Welsh Whisky is well and truly back
At the time of writing, the future of Welsh whisky is incredibly exciting. In June 2016, Penderyn announced that it was planning a new distillery at the historic Copperworks site in Swansea. Discussions are also underway for another distillery in Llandudno, North Wales. Penderyn has also begun making serious inroads into China, Japan, Russia and the US.
The first minister of Wales, Carwyn Jones, described the distillery as “one of the great Welsh manufacturing success stories of recent times”, while UK prime minister Theresa May even said she would be enjoying a dram as her Christmas drink in December 2017 – a month in which Penderyn announced a record in annual sales. Perhaps the most satisfying aspect of this revival has been that it has come on Welsh whisky’s terms. The style is no copy of Scotch or Irish and there were no shortcuts taken.
While researching this article I spoke to Jon Tregenna, media manager for Penderyn Distillery, who told me there’s a word in the Welsh language – ‘Hiraeth’ – which some take to mean ‘homesickness’, or ‘yearning’, but for others, there is another definition: ‘A sense of loss for an ancient land’. It is his belief that drinking authentic Welsh whisky allows an individual to tap into something elusive and very Welsh, or as he says, “a secret pride for our small and romantic nation.” This St. David’s Day seems as good a time as any to celebrate that.
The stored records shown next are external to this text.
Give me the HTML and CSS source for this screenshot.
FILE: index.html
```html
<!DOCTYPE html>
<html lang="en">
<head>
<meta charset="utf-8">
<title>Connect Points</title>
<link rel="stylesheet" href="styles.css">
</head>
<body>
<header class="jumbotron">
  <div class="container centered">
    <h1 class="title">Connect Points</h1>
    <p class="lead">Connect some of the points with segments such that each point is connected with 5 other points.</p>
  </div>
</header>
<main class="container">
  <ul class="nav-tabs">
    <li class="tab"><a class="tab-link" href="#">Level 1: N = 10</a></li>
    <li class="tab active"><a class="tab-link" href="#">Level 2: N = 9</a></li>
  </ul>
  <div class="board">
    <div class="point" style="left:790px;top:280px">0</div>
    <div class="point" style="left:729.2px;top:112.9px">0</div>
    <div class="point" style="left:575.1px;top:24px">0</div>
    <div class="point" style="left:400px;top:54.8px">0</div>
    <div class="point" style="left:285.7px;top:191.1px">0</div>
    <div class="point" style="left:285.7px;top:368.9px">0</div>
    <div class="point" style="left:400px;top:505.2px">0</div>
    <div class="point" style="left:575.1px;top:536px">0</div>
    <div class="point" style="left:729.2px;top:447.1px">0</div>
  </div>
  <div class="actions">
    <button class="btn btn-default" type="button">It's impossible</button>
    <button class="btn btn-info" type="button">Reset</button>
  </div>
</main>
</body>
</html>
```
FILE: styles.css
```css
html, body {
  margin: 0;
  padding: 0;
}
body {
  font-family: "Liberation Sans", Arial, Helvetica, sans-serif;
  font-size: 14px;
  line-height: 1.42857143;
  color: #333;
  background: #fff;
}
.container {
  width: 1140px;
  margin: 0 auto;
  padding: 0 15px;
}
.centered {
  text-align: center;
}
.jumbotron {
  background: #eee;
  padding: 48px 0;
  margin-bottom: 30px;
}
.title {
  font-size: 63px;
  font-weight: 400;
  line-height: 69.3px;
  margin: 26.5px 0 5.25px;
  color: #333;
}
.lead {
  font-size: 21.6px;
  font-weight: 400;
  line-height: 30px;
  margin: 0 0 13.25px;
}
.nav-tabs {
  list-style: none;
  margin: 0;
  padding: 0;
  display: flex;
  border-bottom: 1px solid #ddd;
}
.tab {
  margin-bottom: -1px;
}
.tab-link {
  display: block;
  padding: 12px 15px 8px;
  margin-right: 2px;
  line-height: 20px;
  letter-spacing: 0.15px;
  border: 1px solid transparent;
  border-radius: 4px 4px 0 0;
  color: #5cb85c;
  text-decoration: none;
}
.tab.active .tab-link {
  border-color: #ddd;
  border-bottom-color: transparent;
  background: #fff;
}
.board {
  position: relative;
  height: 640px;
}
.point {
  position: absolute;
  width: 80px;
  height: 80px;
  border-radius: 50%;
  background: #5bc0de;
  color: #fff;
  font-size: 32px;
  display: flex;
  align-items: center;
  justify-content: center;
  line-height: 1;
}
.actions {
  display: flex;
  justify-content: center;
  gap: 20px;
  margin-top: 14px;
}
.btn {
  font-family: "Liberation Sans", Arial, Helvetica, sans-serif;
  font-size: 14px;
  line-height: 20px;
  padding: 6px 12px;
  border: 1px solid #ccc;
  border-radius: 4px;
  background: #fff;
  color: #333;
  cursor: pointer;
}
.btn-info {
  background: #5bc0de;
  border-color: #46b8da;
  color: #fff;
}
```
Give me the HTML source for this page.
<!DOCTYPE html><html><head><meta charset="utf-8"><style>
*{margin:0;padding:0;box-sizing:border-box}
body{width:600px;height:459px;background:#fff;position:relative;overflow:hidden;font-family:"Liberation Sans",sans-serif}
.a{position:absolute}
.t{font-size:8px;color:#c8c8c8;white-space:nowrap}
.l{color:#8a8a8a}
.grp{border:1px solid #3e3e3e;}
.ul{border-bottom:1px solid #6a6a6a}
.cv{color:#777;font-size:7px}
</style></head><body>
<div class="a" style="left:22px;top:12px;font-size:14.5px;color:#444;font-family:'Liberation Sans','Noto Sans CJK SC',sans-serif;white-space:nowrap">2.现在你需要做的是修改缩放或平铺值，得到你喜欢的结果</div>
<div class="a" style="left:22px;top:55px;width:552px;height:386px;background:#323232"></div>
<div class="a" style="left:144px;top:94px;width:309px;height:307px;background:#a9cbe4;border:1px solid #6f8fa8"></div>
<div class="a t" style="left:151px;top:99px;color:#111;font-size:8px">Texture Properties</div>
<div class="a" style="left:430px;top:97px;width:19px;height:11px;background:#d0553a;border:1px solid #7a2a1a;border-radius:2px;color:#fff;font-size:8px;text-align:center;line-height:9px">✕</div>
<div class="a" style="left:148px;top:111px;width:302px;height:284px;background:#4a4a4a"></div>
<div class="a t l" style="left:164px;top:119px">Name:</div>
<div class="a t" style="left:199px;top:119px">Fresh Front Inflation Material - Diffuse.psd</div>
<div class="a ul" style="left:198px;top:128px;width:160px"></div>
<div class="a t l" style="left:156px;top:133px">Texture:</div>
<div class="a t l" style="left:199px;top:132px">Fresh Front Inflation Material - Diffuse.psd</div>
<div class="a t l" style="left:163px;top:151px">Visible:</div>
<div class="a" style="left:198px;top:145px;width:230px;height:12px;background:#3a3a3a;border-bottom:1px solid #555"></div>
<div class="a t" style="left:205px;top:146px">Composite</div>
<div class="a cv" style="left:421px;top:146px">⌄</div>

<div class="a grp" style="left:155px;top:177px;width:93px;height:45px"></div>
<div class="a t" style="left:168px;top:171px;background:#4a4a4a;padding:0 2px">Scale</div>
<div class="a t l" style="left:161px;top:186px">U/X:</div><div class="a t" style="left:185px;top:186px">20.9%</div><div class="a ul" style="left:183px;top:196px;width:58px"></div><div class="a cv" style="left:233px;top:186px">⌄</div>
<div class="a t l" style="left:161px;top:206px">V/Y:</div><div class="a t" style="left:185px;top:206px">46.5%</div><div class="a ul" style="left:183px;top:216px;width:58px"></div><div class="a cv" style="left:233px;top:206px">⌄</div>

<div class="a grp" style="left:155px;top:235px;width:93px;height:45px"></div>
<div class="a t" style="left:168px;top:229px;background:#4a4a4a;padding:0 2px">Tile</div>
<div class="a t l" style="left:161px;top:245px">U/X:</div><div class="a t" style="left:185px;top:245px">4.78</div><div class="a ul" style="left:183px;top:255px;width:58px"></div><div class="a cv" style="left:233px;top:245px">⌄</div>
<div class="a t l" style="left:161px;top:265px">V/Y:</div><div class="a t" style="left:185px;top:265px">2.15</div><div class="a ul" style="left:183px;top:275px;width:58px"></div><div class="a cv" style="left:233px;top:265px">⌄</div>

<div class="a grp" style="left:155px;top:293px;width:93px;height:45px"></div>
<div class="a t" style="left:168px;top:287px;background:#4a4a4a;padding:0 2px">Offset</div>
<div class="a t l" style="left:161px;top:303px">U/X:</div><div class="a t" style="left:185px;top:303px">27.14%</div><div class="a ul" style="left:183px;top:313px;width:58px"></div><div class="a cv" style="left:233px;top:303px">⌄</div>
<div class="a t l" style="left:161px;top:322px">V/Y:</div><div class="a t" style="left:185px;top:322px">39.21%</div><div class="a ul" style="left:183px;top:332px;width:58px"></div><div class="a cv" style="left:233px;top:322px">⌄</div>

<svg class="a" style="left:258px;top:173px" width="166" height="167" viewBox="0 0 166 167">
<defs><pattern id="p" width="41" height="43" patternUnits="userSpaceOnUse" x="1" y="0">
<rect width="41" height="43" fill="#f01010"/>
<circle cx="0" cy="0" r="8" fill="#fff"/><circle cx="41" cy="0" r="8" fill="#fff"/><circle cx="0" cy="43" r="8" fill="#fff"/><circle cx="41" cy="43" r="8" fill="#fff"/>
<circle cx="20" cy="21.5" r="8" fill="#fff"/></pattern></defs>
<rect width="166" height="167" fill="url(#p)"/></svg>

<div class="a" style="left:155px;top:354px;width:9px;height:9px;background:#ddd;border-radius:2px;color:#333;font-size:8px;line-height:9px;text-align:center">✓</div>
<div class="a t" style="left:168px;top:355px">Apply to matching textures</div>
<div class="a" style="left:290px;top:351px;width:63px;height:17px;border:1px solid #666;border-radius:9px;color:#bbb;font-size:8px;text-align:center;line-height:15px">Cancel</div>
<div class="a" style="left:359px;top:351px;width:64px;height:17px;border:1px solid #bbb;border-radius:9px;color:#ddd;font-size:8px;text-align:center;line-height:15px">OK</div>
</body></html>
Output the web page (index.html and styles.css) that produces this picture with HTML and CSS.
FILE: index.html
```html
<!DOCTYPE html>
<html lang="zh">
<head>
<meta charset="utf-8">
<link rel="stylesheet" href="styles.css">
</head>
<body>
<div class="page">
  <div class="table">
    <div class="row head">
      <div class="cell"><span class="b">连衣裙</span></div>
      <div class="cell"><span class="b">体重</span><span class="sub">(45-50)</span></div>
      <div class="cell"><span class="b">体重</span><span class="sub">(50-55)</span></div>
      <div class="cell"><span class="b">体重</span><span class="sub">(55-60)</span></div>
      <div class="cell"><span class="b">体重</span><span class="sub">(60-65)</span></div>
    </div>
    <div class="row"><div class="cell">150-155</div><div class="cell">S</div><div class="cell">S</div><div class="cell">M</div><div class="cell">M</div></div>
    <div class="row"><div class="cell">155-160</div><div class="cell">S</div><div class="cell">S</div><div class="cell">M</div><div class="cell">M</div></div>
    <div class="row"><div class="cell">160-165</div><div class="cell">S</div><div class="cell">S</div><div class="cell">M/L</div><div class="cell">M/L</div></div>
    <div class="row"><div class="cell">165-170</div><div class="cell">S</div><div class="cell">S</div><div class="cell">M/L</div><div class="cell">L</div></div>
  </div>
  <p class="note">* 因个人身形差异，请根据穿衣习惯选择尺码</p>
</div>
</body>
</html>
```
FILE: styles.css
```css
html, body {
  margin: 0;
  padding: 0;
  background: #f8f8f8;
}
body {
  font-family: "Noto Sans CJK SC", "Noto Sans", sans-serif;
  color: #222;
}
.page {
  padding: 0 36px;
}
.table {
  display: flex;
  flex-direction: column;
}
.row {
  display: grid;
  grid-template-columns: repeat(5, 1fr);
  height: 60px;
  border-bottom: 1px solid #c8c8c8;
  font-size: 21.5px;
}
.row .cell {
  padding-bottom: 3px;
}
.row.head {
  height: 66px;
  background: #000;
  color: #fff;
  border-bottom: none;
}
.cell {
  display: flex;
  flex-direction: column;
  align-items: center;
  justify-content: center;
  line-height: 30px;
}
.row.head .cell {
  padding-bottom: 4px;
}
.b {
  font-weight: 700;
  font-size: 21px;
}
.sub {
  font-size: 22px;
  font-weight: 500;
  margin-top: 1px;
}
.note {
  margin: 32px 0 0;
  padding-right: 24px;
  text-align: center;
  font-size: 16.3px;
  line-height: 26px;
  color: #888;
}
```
A St. David’s Day cocktail:
Penderyn has also kindly provided us with a cocktail recipe to kick off the St. David’s Day celebrations, using Penderyn Madeira Finish. It’s called the Iechyd Da, which means ‘good health’ in Welsh, and makes for the perfect toast for St David’s day. There’s even a delightful food pairing, complete with a recipe!
Ingredients: 50ml Penderyn Madeira, a spoon of Welsh honey, 10ml blood orange juice, 2 dashes of orange bitters (finding one shouldn’t be a problem)
Method: Pour all ingredients in whisky tumbler, add ice and stir. Simple and delicious!
Food Pairing: Experience the very best of Welsh cuisine with this classic, a Cockle, Bacon and Laverbread (seaweed) quiche.
From all of us at MoM, Dydd Gwyl Dewi hapus!